Las neurociencias cognitivas han hecho recientemente importantes descubrimientos acerca de la correlación entre la actividad de las regiones cerebrales y la experiencia humana, incluida la acción moral. Uno de los descubrimientos más significativos ha sido que los diferentes circuitos del cerebro apoyan una intuición rápida (percepción, intuición y emoción) en oposición a la cognición reflexiva (discursiva racional) más lenta (Kahneman, 2011). Así, las neurociencias han identificado cómo la emoción se entrelaza con la cognición, y la cognición con la emoción. Por ejemplo, durante el desarrollo en la infancia y la edad adulta, recientes estudios muestran que los circuitos neuronales particulares y globales subyacentes para la agencia moral incluyen no solo cogniciones de orden superior, sino también empatía y emociones (Decety y Howard, 2013). Existen estudios particularmente significativos sobre el desarrollo, en la infancia, tanto de la cognición moral como de la emoción. Por ejemplo, es fácil observar que incluso los niños pequeños tienen nociones de justicia y compromiso en sus juegos e interacciones interpersonales (Hamlin, 2013). Las neurociencias continuarán inevitablemente identificando conexiones: la forma en que nuestro sistema neurológico se integra en todo el cerebro y cuerpo (Siegel, 2012); las regiones del cerebro que soportan la expresión de la intuición intelectual, la cognición moral y la emoción moralmente relevante (Siegel, 2012); e incluso, las neuronas que se correlacionan con la oración y las creencias infusas (Beauregard, 2012).

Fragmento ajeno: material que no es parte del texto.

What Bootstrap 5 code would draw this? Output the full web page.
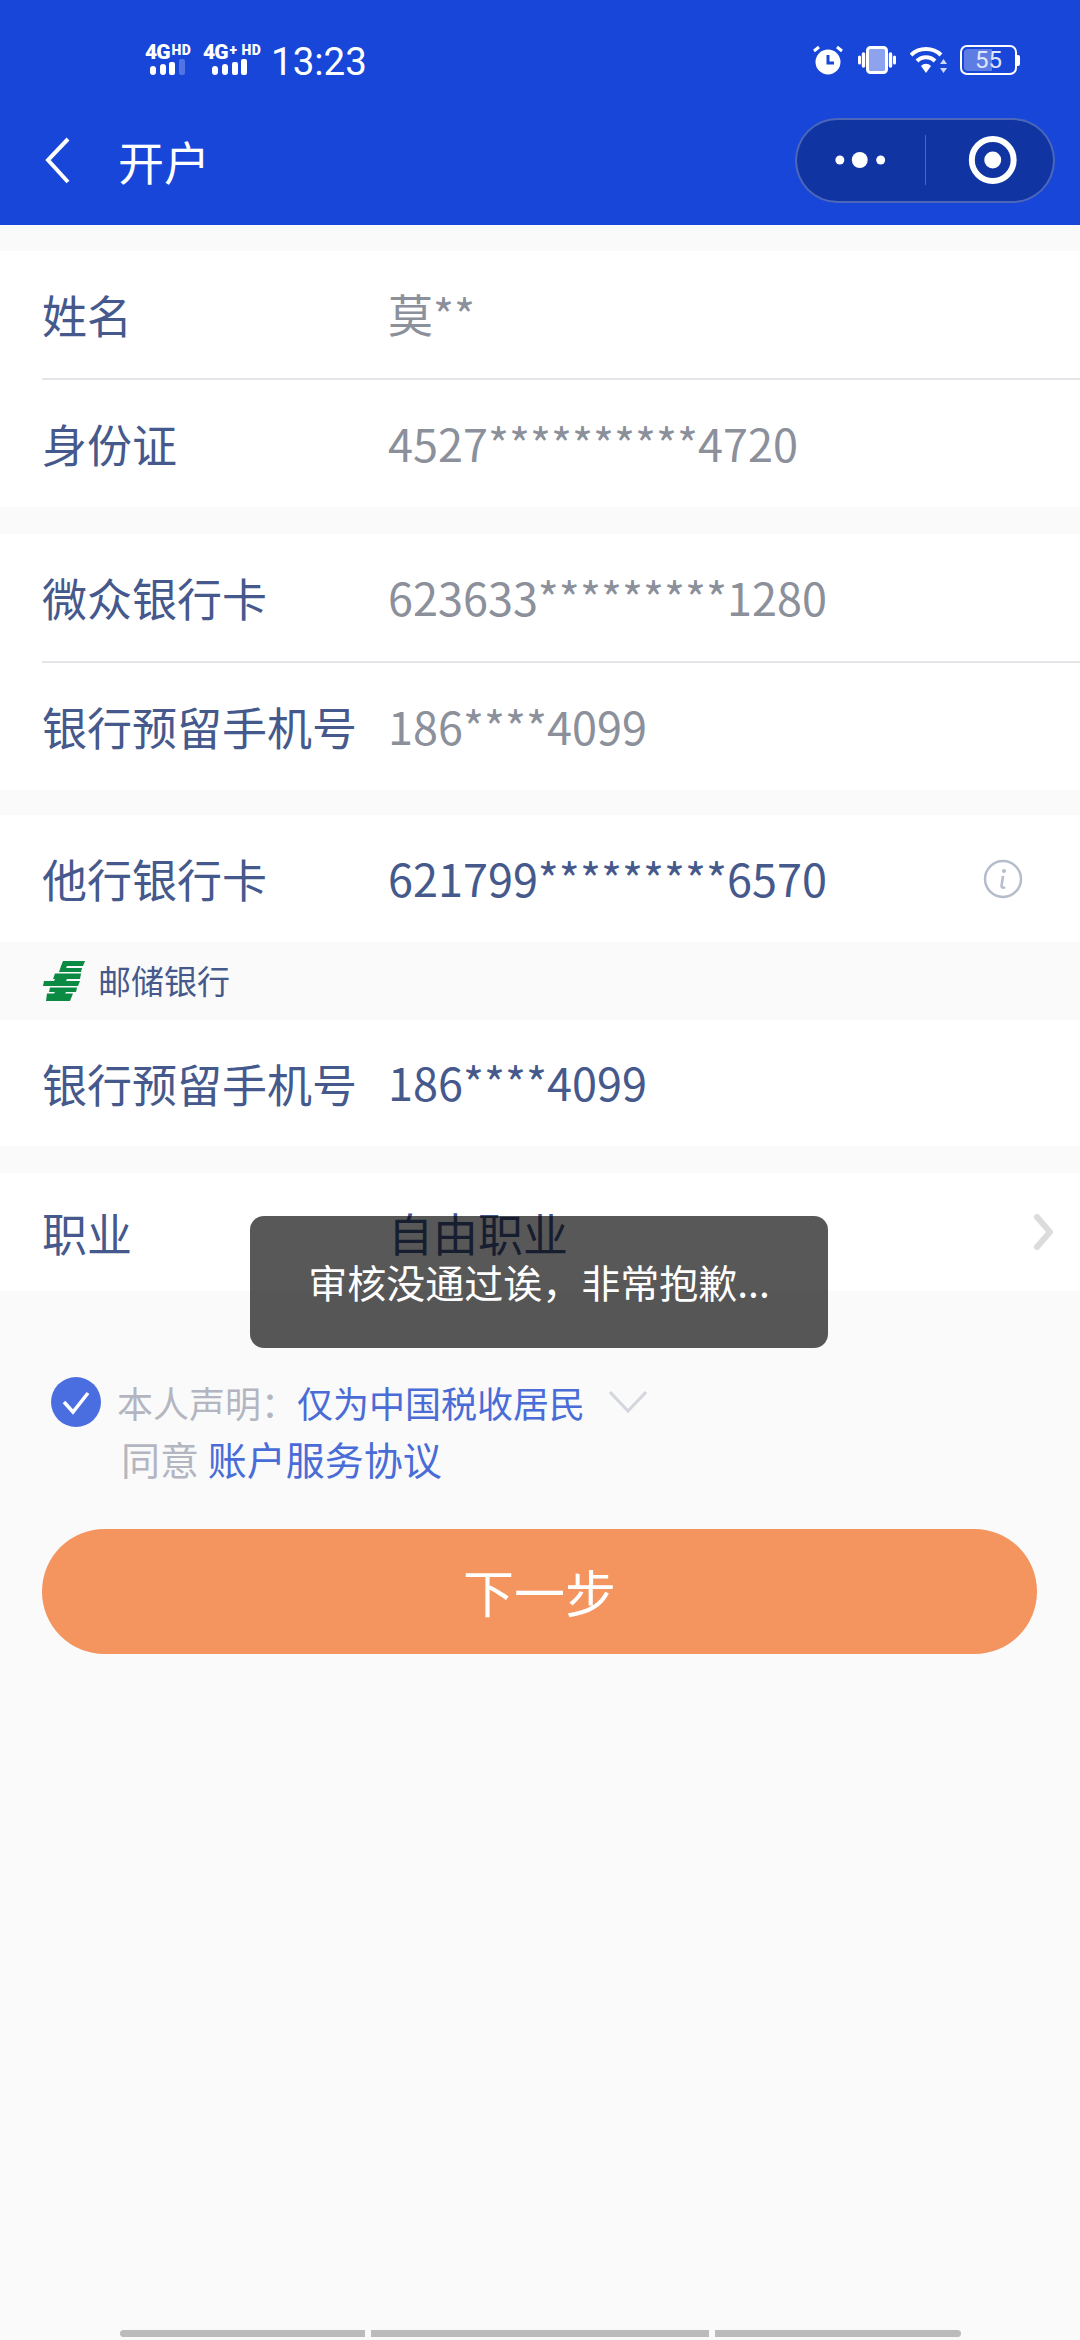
<!DOCTYPE html>
<html lang="zh-CN">
<head>
  <meta charset="UTF-8">
  <meta name="viewport" content="width=device-width, initial-scale=1.0">
  <title>开户</title>
  <link href="https://cdn.jsdelivr.net/npm/bootstrap@5.3.2/dist/css/bootstrap.min.css" rel="stylesheet">
  <style>
    body {
      background: #fafafa;
      font-family: "Noto Sans CJK SC", "Noto Sans", sans-serif;
      color: #45598c;
      width: 1080px;
      min-height: 2340px;
    }
    .app-head { background: #1746d8; height: 225px; color: #fff; }
    .status-bar { height: 112px; padding: 44px 60px 0 145px; font-family: Roboto, sans-serif; }
    .net-item { line-height: 1; font-weight: 900; }
    .net-text { height: 15px; font-size: 21px; line-height: 17px; letter-spacing: -1px; white-space: nowrap; }
    .net-hd { font-size: 14px; line-height: 12px; letter-spacing: .5px; vertical-align: top; margin-left: 2px; display: inline-block; }
    .status-time { font-size: 38.5px; line-height: 34px; margin-top: 1px; }
    .batt-box { width: 57px; height: 30px; border: 2px solid #fff; border-radius: 7px; position: relative; }
    .batt-fill { width: 28px; background: rgba(255,255,255,.3); border-radius: 4px 0 0 4px; margin: 2px; }
    .batt-text { position: absolute; inset: 0; text-align: center; font-size: 24px; line-height: 27px; color: #dfe5fb; }
    .batt-nub { width: 3px; height: 11px; background: #fff; border-radius: 0 2px 2px 0; }
    .status-right { height: 32px; margin-right: 0; }
    .head-title { height: 113px; padding: 0 25px 0 45px; }
    .head-title h1 { font-size: 46px; font-weight: 400; margin: 0 0 0 47px; line-height: 1; padding-bottom: 18px; }
    .back-ico { margin-bottom: 16px; }
    .capsule {
      width: 260px; height: 85px; margin-bottom: 17px; border-radius: 43px;
      background: #1035a2; border: 2px solid rgba(255,255,255,.25);
    }
    .capsule-sep { width: 1px; height: 50px; background: rgba(255,255,255,.25); }
    .form-group-box { background: #fff; margin-bottom: 27px; }
    .form-group-box.tight-gap { margin-bottom: 25px; }
    .form-line { height: 127px; padding-left: 42px; font-size: 45px; line-height: 1; }
    .line-label { width: 346px; flex: none; }
    .line-value { padding-bottom: 3px; }
    .line-value-muted { color: #8b909b; }
    .line-sep { height: 2px; margin-left: 42px; background: #e4e5e8; }
    .bank-strip { height: 78px; padding-left: 43px; font-size: 33px; background: #fafafa; }
    .job-line { height: 118px; }
    .consent { padding: 0 0 0 51px; margin-top: 86px; }
    .consent-grey { color: #b3b6c0; }
    .consent-blue { color: #4a6cd6; }
    .consent-a { font-size: 36px; line-height: 50px; }
    .consent-b { font-size: 39px; line-height: 50px; padding-left: 70px; margin-top: 6px; }
    .next-btn {
      display: block; width: 995px; height: 125px; margin: 46px 0 0 42px; border: 0;
      border-radius: 63px; background: #f4945f; color: #fff; font-size: 51px; line-height: 1;
    }
    .next-btn:hover { background: #f4945f; color: #fff; }
    .toast-msg {
      position: absolute; left: 250px; top: 1216px; width: 578px; height: 132px;
      border-radius: 14px; background: rgba(0,0,0,.655); color: #fff;
      font-size: 39px; line-height: 1; padding-top: 46px; text-align: center;
    }
    .gesture-bar { position: absolute; left: 120px; top: 2330px; width: 841px; height: 7px; gap: 6px; }
    .gesture-bar span { background: #bbb; height: 7px; display: block; }
  </style>
</head>
<body class="position-relative">

<div class="app-head">
  <div class="status-bar d-flex align-items-start">
    <div class="net-item" style="width:58px">
      <div class="net-text">4G<span class="net-hd">HD</span></div>
      <svg width="46" height="16" class="d-block" viewBox="0 0 46 16"><g fill="#fff"><rect x="5" y="7" width="6" height="9" rx="3"/><rect x="15" y="5" width="6" height="11" rx="3"/><rect x="24" y="3" width="6" height="13" rx="2"/><rect x="34" y="0" width="6" height="16" rx="2" opacity=".25"/></g></svg>
    </div>
    <div class="net-item" style="width:68px">
      <div class="net-text">4G<span class="net-hd">+ HD</span></div>
      <svg width="46" height="16" class="d-block" viewBox="0 0 46 16"><g fill="#fff"><rect x="9" y="7" width="6" height="9" rx="3"/><rect x="19" y="5" width="6" height="11" rx="3"/><rect x="29" y="3" width="6" height="13" rx="2"/><rect x="38" y="0" width="6" height="16" rx="2"/></g></svg>
    </div>
    <div class="status-time">13:23</div>
    <div class="status-right ms-auto d-flex align-items-center">
      <svg width="30" height="30" viewBox="0 0 30 30"><circle cx="15" cy="17" r="12.500" fill="#fff"/><path d="M15 10v8h6" fill="none" stroke="#1746d8" stroke-width="3"/><path d="M1 6l5-4M29 6l-5-4" stroke="#fff" stroke-width="3"/></svg>
      <svg style="margin-left:15px" width="38" height="28" viewBox="0 0 38 28"><rect x="9.500" y="1.500" width="19" height="25" rx="3" fill="#8da3ee" stroke="#fff" stroke-width="3"/><path d="M5.500 8v12M32.500 8v12" stroke="#fff" stroke-width="3.500" stroke-linecap="round"/><path d="M1.500 11v6M36.500 11v6" stroke="#fff" stroke-width="3" stroke-linecap="round"/></svg>
      <svg style="margin-left:14px" width="37" height="28" viewBox="0 0 37 28"><g fill="none" stroke="#fff" stroke-width="4"><path d="M1 9c8-8 22-8 30 0"/><path d="M7 15c5-5 13-5 18 0"/></g><path d="M11 20c3-3 7-3 10 0l-5 7z" fill="#fff"/><path d="M33.500 13l3.500 5h-7zM33.500 27l3.500-5h-7z" fill="#cfd9fa"/></svg>
      <div class="batt-box d-flex" style="margin-left:13px"><div class="batt-fill"></div><div class="batt-text">55</div></div>
      <div class="batt-nub"></div>
    </div>
  </div>
  <div class="head-title d-flex align-items-center">
    <svg width="26" height="48" viewBox="0 0 26 48" class="back-ico"><path d="M23 2L3 23l20 22" fill="none" stroke="#fff" stroke-width="4"/></svg>
    <h1>开户</h1>
    <div class="capsule d-flex align-items-center ms-auto">
      <svg width="128" height="30" viewBox="0 0 128 30"><g fill="#fff"><circle cx="43" cy="15" r="4.500"/><circle cx="63" cy="15" r="8"/><circle cx="84" cy="15" r="4.500"/></g></svg>
      <div class="capsule-sep"></div>
      <svg width="128" height="54" viewBox="0 0 128 54"><circle cx="67" cy="27" r="21" fill="none" stroke="#fff" stroke-width="6"/><circle cx="67" cy="27" r="8.500" fill="#fff"/></svg>
    </div>
  </div>
</div>

<div class="form-group-box" style="margin-top:26px">
  <div class="form-line d-flex align-items-center"><div class="line-label">姓名</div><div class="line-value line-value-muted">莫**</div></div>
  <div class="line-sep"></div>
  <div class="form-line d-flex align-items-center"><div class="line-label">身份证</div><div class="line-value line-value-muted">4527**********4720</div></div>
</div>

<div class="form-group-box tight-gap">
  <div class="form-line d-flex align-items-center"><div class="line-label">微众银行卡</div><div class="line-value line-value-muted">623633*********1280</div></div>
  <div class="line-sep"></div>
  <div class="form-line d-flex align-items-center"><div class="line-label">银行预留手机号</div><div class="line-value line-value-muted">186****4099</div></div>
</div>

<div class="form-group-box">
  <div class="form-line d-flex align-items-center">
    <div class="line-label">他行银行卡</div><div class="line-value">621799*********6570</div>
    <svg class="ms-auto" style="margin-right:57px" width="40" height="40" viewBox="0 0 40 40"><circle cx="20" cy="20" r="18" fill="none" stroke="#b5bccb" stroke-width="2.500"/><circle cx="21" cy="12" r="2" fill="#b5bccb"/><path d="M20 17l-1.500 10c0 2 2 2 3.500 1" fill="none" stroke="#b5bccb" stroke-width="2.500"/></svg>
  </div>
  <div class="bank-strip d-flex align-items-center">
    <svg width="42" height="40" viewBox="0 0 42 40"><g fill="#0b8a44"><path d="M20 0H42L40 5H24L23 7H39L38 11H16L18 5z"/><path d="M12 12.500H38L37 18H24L23 20H37L35 25H0L1 20H11L12 18H10z"/><path d="M7 26.500H34L33 31H23L22 32.500H30L27 40H3L4 32.500H11L12 31H6z"/></g></svg>
    <span style="margin-left:13px">邮储银行</span>
  </div>
  <div class="form-line d-flex align-items-center" style="height:126px"><div class="line-label">银行预留手机号</div><div class="line-value">186****4099</div></div>
</div>

<div class="form-group-box">
  <div class="form-line job-line d-flex align-items-center">
    <div class="line-label">职业</div><div>自由职业</div>
    <svg class="ms-auto" style="margin-right:25px" width="22" height="38" viewBox="0 0 22 38"><path d="M4 4l13 15L4 34" fill="none" stroke="#dcdcdc" stroke-width="6" stroke-linecap="round" stroke-linejoin="round"/></svg>
  </div>
</div>

<div class="consent">
  <div class="consent-a d-flex align-items-center">
    <svg class="me-3" width="50" height="50" viewBox="0 0 50 50"><circle cx="25" cy="25" r="25" fill="#4a6ee0"/><path d="M13 25l9 10 15-19" fill="none" stroke="#fff" stroke-width="3.500"/></svg>
    <span class="consent-grey">本人声明：</span><span class="consent-blue">仅为中国税收居民</span>
    <svg style="margin-left:24px" width="38" height="22" viewBox="0 0 38 22"><path d="M1 1l18 19L37 1" fill="none" stroke="#d3d6dc" stroke-width="3"/></svg>
  </div>
  <div class="consent-b"><span class="consent-grey">同意</span> <span class="consent-blue">账户服务协议</span></div>
</div>

<button class="btn next-btn" type="button">下一步</button>

<div class="toast-msg">审核没通过诶，非常抱歉...</div>

<div class="gesture-bar d-flex">
  <span class="rounded-start-pill" style="width:245px"></span>
  <span style="width:338px"></span>
  <span class="rounded-end-pill" style="width:246px"></span>
</div>

<script src="https://cdn.jsdelivr.net/npm/bootstrap@5.3.2/dist/js/bootstrap.bundle.min.js"></script>
</body>
</html>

Aunque es útil de diversas maneras, la correlación de las regiones neuronales y el conocimiento se ha expresado a veces de manera latentemente reduccionista (Damasio, 2010). Esta tendencia sostiene que un modelo cerebral explica la totalidad de la persona y sus experiencias de percepción, emoción, pensamiento y voluntad (Churchland, 2001). Esta tendencia atribuye erróneamente a una parte del organismo (el cerebro) lo que propiamente solo puede atribuirse al todo (la persona). Este error lógico ha sido llamado la falacia mereológica (Bennett y Hacker, 2003, p. 73). ¿Cuáles son algunos de los indicios de que existe algo más en los humanos que la mera función biológica y neurológica? Algunos neurocientíficos reconocen que el cerebro no explica completamente el comportamiento o inteligencia de la humanidad. Por ejemplo, Gazzaniga (2006) dice: «La neurociencia nunca encontrará el cerebro al que corresponde la responsabilidad, debido a que eso es algo que atribuimos a los humanos —a las personas— no a los cerebros» (p. 101). Además de no poder explicar la autocomprensión y la libertad de la persona, las actividades neuronales por sí solas no pueden explicar la influencia de la gracia divina en estas actividades (Beauregard y O’Leary, 2008; Egnor, 2017). Asimismo, se observa el fracaso del naturalismo y del determinismo mecanicista (Życiński, 2006) para explicar la autoconsciencia humana, así como la inteligencia racional, el libre albedrío y la intencionalidad moral, el valor y el significado, y la mente misma. Ese fracaso ha llevado a algunos filósofos a buscar principios de orden en el cosmos, que son teológicos en la forma más que mecanicistas (Nagel, 2012). Admitir que el conocimiento humano no es simplemente una cuestión de neurociencia, no desacredita las ciencias biológicas y neurológicas. Más bien, establece un principio que abre un diálogo, a la luz de la comprensión de la totalidad de la persona, así como de sus capacidades racionales humanas.